Von unserem Korrespondenten Jindra Kolar
Nach Angaben des tschechischen Staatspräsidenten Miloš Zeman hat das Militär seines Landes 2017 mit dem Nervengift Nowitschok experimentiert. Die Reste seien jedoch vernichtet worden. Nowitschok spielte eine Rolle im Anschlag auf den russischen Agenten Sergej Skripal.

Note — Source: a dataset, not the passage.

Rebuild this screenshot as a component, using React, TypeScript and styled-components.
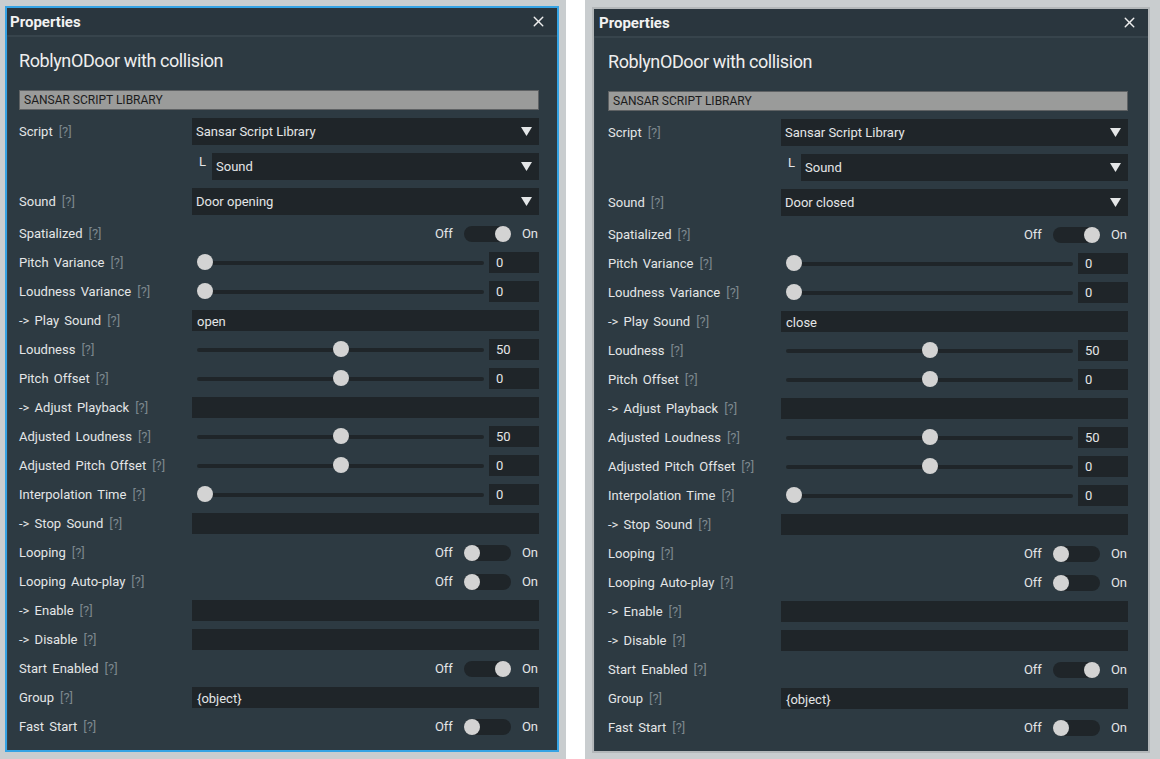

Die tschechische Armee hat im Herbst 2017 mit dem Nervengift Nowitschok experimentiert. Dies erklärte am Donnerstagabend der tschechische Staatspräsident Miloš Zeman in einer Fernsehsendung der Station TV Barrandov. „Im November 2017 wurde in einem Militärinstitut in Brno mit einem Nervengift experimentiert. Wie ich informiert wurde, lief dies unter der Bezeichnung A 230“, so Zeman. Man habe jedoch nach kurzer Zeit die Versuche eingestellt und alle Reste der Substanz vernichtet.
Widersprüchliche Angaben
Angaben des Militärhistorischen Archivs (VHA) und des Rates für Kernsicherheit (UJB) zufolge sollte es sich bei der Substanz A 230 nicht um Nowitschok gehandelt haben. Dieser Auffassung widersprach jedoch der militärische Sicherheitsinformationsdienst (BIS). Wie Zeman in dem Fernsehinterview bestätigte, handelte es sich bei den Experimenten im vergangenen Herbst um das Nervengift, das eine Schlüsselrolle in dem Anschlag auf den russischen Ex-Agenten Sergej Skripal und seine Tochter gespielt hatte.

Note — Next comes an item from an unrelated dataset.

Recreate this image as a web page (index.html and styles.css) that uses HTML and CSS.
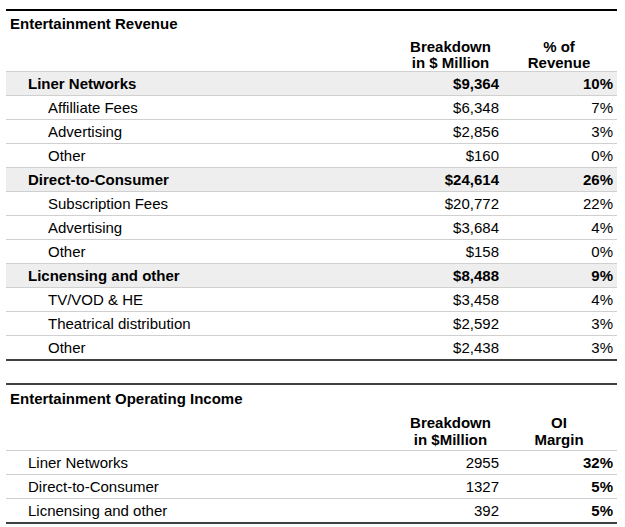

Bereits im März hatte Moskau Hinweise lanciert, nach denen in Tschechien Nowitschok hergestellt worden und mit dem Gift auch experimentiert worden sei. Die russische Regierung hat selbst bestritten, in den Anschlag auf Skripal verwickelt zu sein. Zeman erklärte ferner, er wisse nicht um die Gründe, warum das Militär mit dem Gift experimentiert habe. Bekannt sei jedoch, wo und in welchem Umfang die Versuche stattgefunden hatten. Die Verantwortlichen hätten den Präsidenten informiert, dass alle Experimente eingestellt seien und auch keine Absicht bestünde, neue Versuche durchzuführen.
Meinungsverschiedenheit mit Ministerin
Die tschechische Verteidigungsministerin Karla Šlechtová (ANO) erklärte, keinen Kommentar zu dem Präsidenteninterview abgeben zu wollen, weil es sich „um Informationen handle, die unter Geheimhaltung stünden“. Dem widersprach Zeman und erklärte, ihm sei keine hohe Geheimhaltungsstufe bekannt und er sehe deswegen keinen Grund, die Öffentlichkeit nicht zu informieren.
Nach Angaben des Direktors der Militärischen Forschungsanstalt in Brünn (Brno), Bohuslav Safar, habe es sich bei den Versuchen um kleinste Mengen gehandelt. „Wir haben im Labor mit wenigen Gramm der Substanz experimentiert. Es handelt sich keineswegs um Herstellung von Nervengift“, so Safar gegenüber der Nachrichtenagentur CTK. Tschechien respektiere die Chemiewaffenkonvention und sei Mitglied der Organisation für das Verbot chemischer Waffen (OPCW).
Ob nach dem jetzigen Bekanntwerden der Brünner Experimente weitere Untersuchungen folgen, ließen die staatlichen Stellen bislang offen. Ebenso fraglich bleibt, ob nicht doch geringe Mengen der Substanz A 230 das Institutsgelände und das Land verlassen haben könnten.